So, it looks like I fell off the face of the earth....perhaps I did. Right into the world of laundry, making birthday cakes, helping to cheer on the daughter with exams, organizing my desk, visiting my mother at her mountain house, planting flowers, herbs, and vegetables, counseling, cooking, and all the other things that are done in the Town of Me.
I actually like Me most of the times these days. I had always heard and read that entering the 40's (I entered a few years ago, believe me) brought a new awakening, a loosening of judgement on self and others, a keen understanding of things that have never made sense before, a calmness of spirit that in your 20's and 30's you could only wish for, and a beauty that far surpasses botox, collagen treatments, and Oil of Olay. I declare that it is true.

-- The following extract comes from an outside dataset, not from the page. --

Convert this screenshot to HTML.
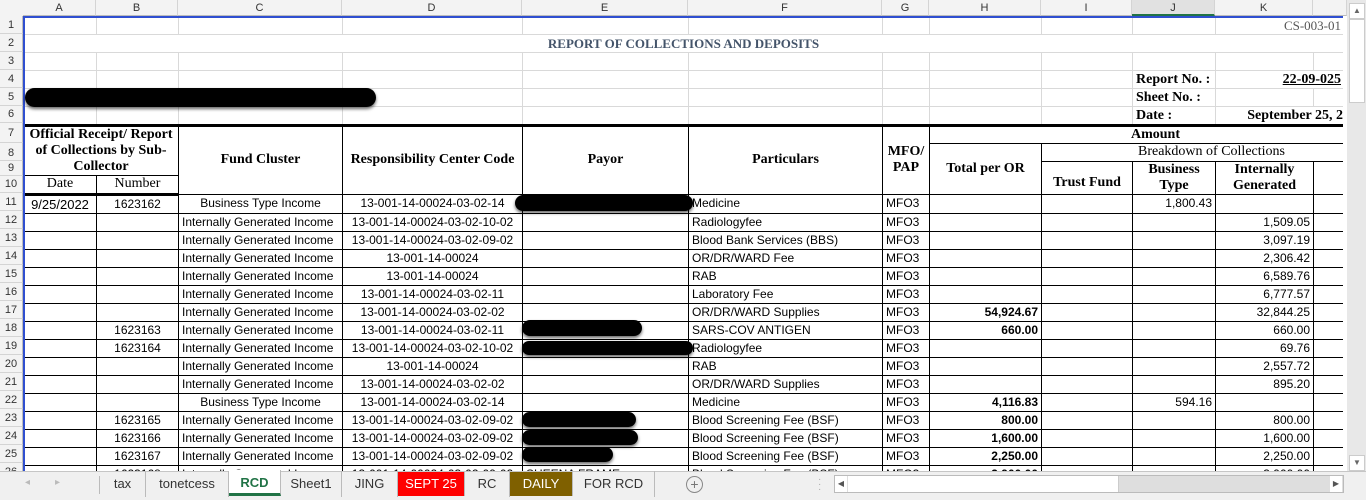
<!DOCTYPE html>
<html><head><style>
body{margin:0;width:1366px;height:499px;overflow:hidden;background:#fff;position:relative;font-family:"Liberation Sans",sans-serif}
.ch{position:absolute;top:0;height:16px;background:#f3f3f3;border-right:1px solid #d4d4d4;border-bottom:1px solid #bcbcbc;box-sizing:border-box;font-size:11px;line-height:16px;text-align:center;color:#333}
.rh{position:absolute;left:0;width:23px;background:#f3f3f3;border-bottom:1px solid #d4d4d4;border-right:1px solid #bcbcbc;box-sizing:border-box;font-size:11px;text-align:center;color:#333}
table{position:absolute;left:23px;top:16px;border-collapse:collapse;table-layout:fixed;width:1320px}
td{padding:0 3px;overflow:hidden;white-space:nowrap;font-size:12px;border:1px solid #d9d9d9;color:#000}
tr.g td{height:17px}
.hd td{border:1px solid #000;font-family:"Liberation Serif",serif;font-weight:bold;font-size:14px;text-align:center;white-space:normal;line-height:16px;padding:0 2px}
.d td{border:1px solid #000;height:17px;line-height:17px}
.c{text-align:center}.r{text-align:right}.b{font-weight:bold}
.red{position:absolute;background:#000;border-radius:10px;box-shadow:0 2px 3px rgba(0,0,0,.6)}
.tab{position:absolute;top:471px;height:26px;line-height:26px;font-size:13px;color:#333;text-align:center;border-right:1px solid #bbb;box-sizing:border-box}
</style></head><body>
<div style="position:absolute;left:0;top:0;width:1347px;height:16px;background:#f3f3f3"></div>
<div class="ch" style="left:23px;width:73px">A</div>
<div class="ch" style="left:96px;width:82px">B</div>
<div class="ch" style="left:178px;width:164px">C</div>
<div class="ch" style="left:342px;width:180px">D</div>
<div class="ch" style="left:522px;width:166px">E</div>
<div class="ch" style="left:688px;width:194px">F</div>
<div class="ch" style="left:882px;width:47px">G</div>
<div class="ch" style="left:929px;width:112px">H</div>
<div class="ch" style="left:1041px;width:91px">I</div>
<div class="ch" style="left:1132px;width:83px;background:#e1e1e1;border-bottom:2px solid #217346">J</div>
<div class="ch" style="left:1215px;width:98px">K</div>
<div class="ch" style="left:1313px;width:34px"></div>

<div class="rh" style="top:16px;height:18px;line-height:18px">1</div>
<div class="rh" style="top:34px;height:18px;line-height:18px">2</div>
<div class="rh" style="top:52px;height:18px;line-height:18px">3</div>
<div class="rh" style="top:70px;height:18px;line-height:18px">4</div>
<div class="rh" style="top:88px;height:18px;line-height:18px">5</div>
<div class="rh" style="top:106px;height:17px;line-height:17px">6</div>
<div class="rh" style="top:123px;height:20px;line-height:20px">7</div>
<div class="rh" style="top:143px;height:18px;line-height:20px">8</div>
<div class="rh" style="top:161px;height:15px;line-height:15px">9</div>
<div class="rh" style="top:176px;height:17px;line-height:17px">10</div>
<div class="rh" style="top:193px;height:18px;line-height:18px">11</div>
<div class="rh" style="top:211px;height:18px;line-height:18px">12</div>
<div class="rh" style="top:229px;height:18px;line-height:18px">13</div>
<div class="rh" style="top:247px;height:18px;line-height:18px">14</div>
<div class="rh" style="top:265px;height:18px;line-height:18px">15</div>
<div class="rh" style="top:283px;height:18px;line-height:18px">16</div>
<div class="rh" style="top:301px;height:18px;line-height:18px">17</div>
<div class="rh" style="top:319px;height:18px;line-height:18px">18</div>
<div class="rh" style="top:337px;height:18px;line-height:18px">19</div>
<div class="rh" style="top:355px;height:18px;line-height:18px">20</div>
<div class="rh" style="top:373px;height:18px;line-height:18px">21</div>
<div class="rh" style="top:391px;height:18px;line-height:18px">22</div>
<div class="rh" style="top:409px;height:18px;line-height:18px">23</div>
<div class="rh" style="top:427px;height:18px;line-height:18px">24</div>
<div class="rh" style="top:445px;height:18px;line-height:18px">25</div>
<div class="rh" style="top:463px;height:18px;line-height:18px">26</div>

<table>
<colgroup><col style="width:73px"><col style="width:82px"><col style="width:164px"><col style="width:180px"><col style="width:166px"><col style="width:194px"><col style="width:47px"><col style="width:112px"><col style="width:91px"><col style="width:83px"><col style="width:98px"><col style="width:30px"></colgroup>
<tr class="g"><td></td><td></td><td></td><td></td><td></td><td></td><td></td><td></td><td></td><td></td><td colspan="2" style="font-family:'Liberation Serif',serif;font-size:13px;color:#555;text-align:right;padding-right:2px">CS-003-01</td></tr>
<tr class="g"><td colspan="12" style="font-family:'Liberation Serif',serif;font-weight:bold;font-size:13px;color:#44546a;text-align:center;border-left:none;border-right:none">REPORT OF COLLECTIONS AND DEPOSITS</td></tr>
<tr class="g"><td></td><td></td><td></td><td></td><td></td><td></td><td></td><td></td><td></td><td></td><td></td><td></td></tr>
<tr class="g"><td></td><td></td><td></td><td></td><td></td><td></td><td></td><td></td><td></td><td class="b" style="font-family:'Liberation Serif',serif;font-size:14px;border-right:none">Report No. :</td><td colspan="2" class="b r" style="font-family:'Liberation Serif',serif;font-size:14px;text-decoration:underline;padding-right:2px">22-09-025</td></tr>
<tr class="g"><td></td><td></td><td></td><td></td><td></td><td></td><td></td><td></td><td></td><td class="b" style="font-family:'Liberation Serif',serif;font-size:14px;border-right:none">Sheet No. :</td><td></td><td></td></tr>
<tr class="g"><td></td><td></td><td></td><td></td><td></td><td></td><td></td><td></td><td></td><td class="b" style="font-family:'Liberation Serif',serif;font-size:14px;border-right:none">Date :</td><td colspan="2" class="b r" style="font-family:'Liberation Serif',serif;font-size:14px;padding-right:0">September 25, 2</td></tr>
<tbody class="hd">
<tr style="height:17px"><td colspan="2" rowspan="3" style="border-top:3px solid #000">Official Receipt/ Report of Collections by Sub-Collector</td><td rowspan="4" style="border-top:3px solid #000">Fund Cluster</td><td rowspan="4" style="border-top:3px solid #000">Responsibility Center Code</td><td rowspan="4" style="border-top:3px solid #000">Payor</td><td rowspan="4" style="border-top:3px solid #000">Particulars</td><td rowspan="4" style="border-top:3px solid #000">MFO/ PAP</td><td colspan="5" style="border-top:3px solid #000;padding-left:40px">Amount</td></tr>
<tr style="height:17px"><td rowspan="3">Total per OR</td><td colspan="4" style="font-weight:normal;padding-left:40px">Breakdown of Collections</td></tr>
<tr style="height:14px"><td rowspan="2" style="padding-top:10px">Trust Fund</td><td rowspan="2">Business Type</td><td rowspan="2">Internally Generated</td><td rowspan="2"></td></tr>
<tr style="height:15px"><td style="font-weight:normal;border-bottom:3px solid #000">Date</td><td style="font-weight:normal;border-bottom:3px solid #000">Number</td></tr>
</tbody>
<tbody class="d">
<tr><td class="c" style="font-size:13px">9/25/2022</td><td class="c">1623162</td><td class="c">Business Type Income</td><td class="c">13-001-14-00024-03-02-14</td><td></td><td>Medicine</td><td>MFO3</td><td></td><td></td><td class="r">1,800.43</td><td></td><td></td></tr>
<tr><td></td><td></td><td>Internally Generated Income</td><td class="c">13-001-14-00024-03-02-10-02</td><td></td><td>Radiologyfee</td><td>MFO3</td><td></td><td></td><td></td><td class="r">1,509.05</td><td></td></tr>
<tr><td></td><td></td><td>Internally Generated Income</td><td class="c">13-001-14-00024-03-02-09-02</td><td></td><td>Blood Bank Services (BBS)</td><td>MFO3</td><td></td><td></td><td></td><td class="r">3,097.19</td><td></td></tr>
<tr><td></td><td></td><td>Internally Generated Income</td><td class="c">13-001-14-00024</td><td></td><td>OR/DR/WARD Fee</td><td>MFO3</td><td></td><td></td><td></td><td class="r">2,306.42</td><td></td></tr>
<tr><td></td><td></td><td>Internally Generated Income</td><td class="c">13-001-14-00024</td><td></td><td>RAB</td><td>MFO3</td><td></td><td></td><td></td><td class="r">6,589.76</td><td></td></tr>
<tr><td></td><td></td><td>Internally Generated Income</td><td class="c">13-001-14-00024-03-02-11</td><td></td><td>Laboratory Fee</td><td>MFO3</td><td></td><td></td><td></td><td class="r">6,777.57</td><td></td></tr>
<tr><td></td><td></td><td>Internally Generated Income</td><td class="c">13-001-14-00024-03-02-02</td><td></td><td>OR/DR/WARD Supplies</td><td>MFO3</td><td class="r b">54,924.67</td><td></td><td></td><td class="r">32,844.25</td><td></td></tr>
<tr><td></td><td class="c">1623163</td><td>Internally Generated Income</td><td class="c">13-001-14-00024-03-02-11</td><td></td><td>SARS-COV ANTIGEN</td><td>MFO3</td><td class="r b">660.00</td><td></td><td></td><td class="r">660.00</td><td></td></tr>
<tr><td></td><td class="c">1623164</td><td>Internally Generated Income</td><td class="c">13-001-14-00024-03-02-10-02</td><td></td><td>Radiologyfee</td><td>MFO3</td><td></td><td></td><td></td><td class="r">69.76</td><td></td></tr>
<tr><td></td><td></td><td>Internally Generated Income</td><td class="c">13-001-14-00024</td><td></td><td>RAB</td><td>MFO3</td><td></td><td></td><td></td><td class="r">2,557.72</td><td></td></tr>
<tr><td></td><td></td><td>Internally Generated Income</td><td class="c">13-001-14-00024-03-02-02</td><td></td><td>OR/DR/WARD Supplies</td><td>MFO3</td><td></td><td></td><td></td><td class="r">895.20</td><td></td></tr>
<tr><td></td><td></td><td class="c">Business Type Income</td><td class="c">13-001-14-00024-03-02-14</td><td></td><td>Medicine</td><td>MFO3</td><td class="r b">4,116.83</td><td></td><td class="r">594.16</td><td></td><td></td></tr>
<tr><td></td><td class="c">1623165</td><td>Internally Generated Income</td><td class="c">13-001-14-00024-03-02-09-02</td><td></td><td>Blood Screening Fee (BSF)</td><td>MFO3</td><td class="r b">800.00</td><td></td><td></td><td class="r">800.00</td><td></td></tr>
<tr><td></td><td class="c">1623166</td><td>Internally Generated Income</td><td class="c">13-001-14-00024-03-02-09-02</td><td></td><td>Blood Screening Fee (BSF)</td><td>MFO3</td><td class="r b">1,600.00</td><td></td><td></td><td class="r">1,600.00</td><td></td></tr>
<tr><td></td><td class="c">1623167</td><td>Internally Generated Income</td><td class="c">13-001-14-00024-03-02-09-02</td><td></td><td>Blood Screening Fee (BSF)</td><td>MFO3</td><td class="r b">2,250.00</td><td></td><td></td><td class="r">2,250.00</td><td></td></tr>
<tr><td></td><td class="c">1623168</td><td>Internally Generated Income</td><td class="c">13-001-14-00024-03-02-09-02</td><td>SHEENA FRAME</td><td>Blood Screening Fee (BSF)</td><td>MFO3</td><td class="r b">3,900.00</td><td></td><td></td><td class="r">3,900.00</td><td></td></tr>
</tbody>
</table>
<div style="position:absolute;left:23px;top:16px;width:1322px;height:2px;background:#2f4fd0"></div>
<div style="position:absolute;left:23px;top:16px;width:2px;height:455px;background:#2f4fd0"></div>
<div style="position:absolute;left:1343px;top:16px;width:4px;height:455px;background:#fff"></div>

<div class="red" style="left:25px;top:88px;width:351px;height:19px"></div>
<div class="red" style="left:515px;top:195px;width:178px;height:16px"></div>
<div class="red" style="left:522px;top:320px;width:120px;height:16px"></div>
<div class="red" style="left:522px;top:341px;width:171px;height:14px"></div>
<div class="red" style="left:522px;top:412px;width:114px;height:15px"></div>
<div class="red" style="left:522px;top:430px;width:116px;height:15px"></div>
<div class="red" style="left:522px;top:447px;width:91px;height:15px"></div>

<div style="position:absolute;left:1347px;top:0;width:19px;height:471px;background:#e8e8e8"></div>
<div style="position:absolute;left:1349px;top:3px;width:14px;height:14px;background:#fff;border:1px solid #ccc;font-size:8px;text-align:center;line-height:14px;color:#666">▲</div>
<div style="position:absolute;left:1349px;top:19px;width:14px;height:82px;background:#fff;border:1px solid #ccc"></div>
<div style="position:absolute;left:1349px;top:455px;width:14px;height:14px;background:#fff;border:1px solid #ccc;font-size:8px;text-align:center;line-height:14px;color:#666">▼</div>

<div style="position:absolute;left:0;top:471px;width:1366px;height:28px;background:#f0f0f0;border-top:1px solid #c6c6c6"></div>
<div style="position:absolute;left:25px;top:477px;font-size:10px;color:#bbb">◂</div>
<div style="position:absolute;left:55px;top:477px;font-size:10px;color:#bbb">▸</div>
<div style="position:absolute;left:99px;top:476px;width:1px;height:18px;background:#bbb"></div>
<div class="tab" style="left:100px;width:46px">tax</div>
<div class="tab" style="left:146px;width:83px">tonetcess</div>
<div class="tab" style="left:229px;width:52px;background:#fff;color:#217346;font-weight:bold;border-bottom:3px solid #217346;top:470px">RCD</div>
<div class="tab" style="left:281px;width:61px">Sheet1</div>
<div class="tab" style="left:342px;width:56px">JING</div>
<div class="tab" style="left:398px;width:67px;background:#ff0000;color:#fff;top:472px;height:24px;line-height:24px">SEPT 25</div>
<div class="tab" style="left:465px;width:45px">RC</div>
<div class="tab" style="left:510px;width:63px;background:#7f6000;color:#fff;top:472px;height:24px;line-height:24px">DAILY</div>
<div class="tab" style="left:573px;width:82px">FOR RCD</div>
<div style="position:absolute;left:686px;top:476px;width:15px;height:15px;border:1px solid #888;border-radius:50%;font-size:14px;line-height:15px;text-align:center;color:#777">+</div>
<div style="position:absolute;left:818px;top:477px;font-size:10px;color:#aaa;line-height:5px">·<br>·<br>·</div>
<div style="position:absolute;left:834px;top:475px;width:508px;height:16px;background:#dedede;border:1px solid #bbb"></div>
<div style="position:absolute;left:835px;top:476px;width:12px;height:16px;background:#fff;font-size:8px;line-height:16px;text-align:center;color:#555">◀</div>
<div style="position:absolute;left:848px;top:476px;width:270px;height:16px;background:#fff;border-right:1px solid #ccc"></div>
<div style="position:absolute;left:1330px;top:476px;width:12px;height:16px;background:#fff;font-size:8px;line-height:16px;text-align:center;color:#555">▶</div>
</body></html>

I smile more with my family, I laugh more with friends, I listen more than talk, I cook more with pomp and flair, I decorate more with bold color, I sing more with the radio in the car, I think more before I speak, I spend more time looking at the flowers, and I feel more strongly about my faith than ever before!
Before this begins to sound cheesy, I will stop. I do want you to know that "doing the Me thing" --at least for me -- does NOT include: leaving my family to find myself, spending money on things that will put us in debt just because I feel it will somehow satisfy me, speaking my mind to people just because I feel I've lived a while and have the right to, and doing more for myself and less for others because I deserve it. I am weary and quite disturbed by the number of women that are walking away from their families just to find themselves, give themselves more, etc.... Our society (if you listen even with one ear) will tell us that we deserve more than our families can give us.
However, to me, that is not where true satisfaction comes in. Growing older, accepting that fact, and basking in the pure elemental bliss of the blessings that God has given us over the years is just about heaven on earth to me. I may not always come across that way to my family. There are struggles....my changing body, the raging hormones, the added physiological tension that has entered my body and threatens to blow deadly rays of fire to those around me. Oh, yeah, I struggle with all that stuff.
But having been somewhat philosophical and extremely in tune with myself and life around me for most of my life, I have chosen to call a spade a spade and a heart a heart.
My youngest daughter leaves in a week to do some volunteer counseling at a camp in the mountains for seven weeks. She will turn 16 while she is away. I am having trouble with that part. But I'm loving the realization that she just wants to do for others, invest in lives, and learn more about God for herself. Yep, that part, I'm really liking.
I am dedicated to doing some major writing on my book during those seven weeks. But there are also some other obligations and opportunities that I need to be faithful with. Balancing them into the priorities for my summer schedule is going to be the key.
So, I'll just keep "doing the Me thing" -- and thanking God for the blessings and opportunities that come with that!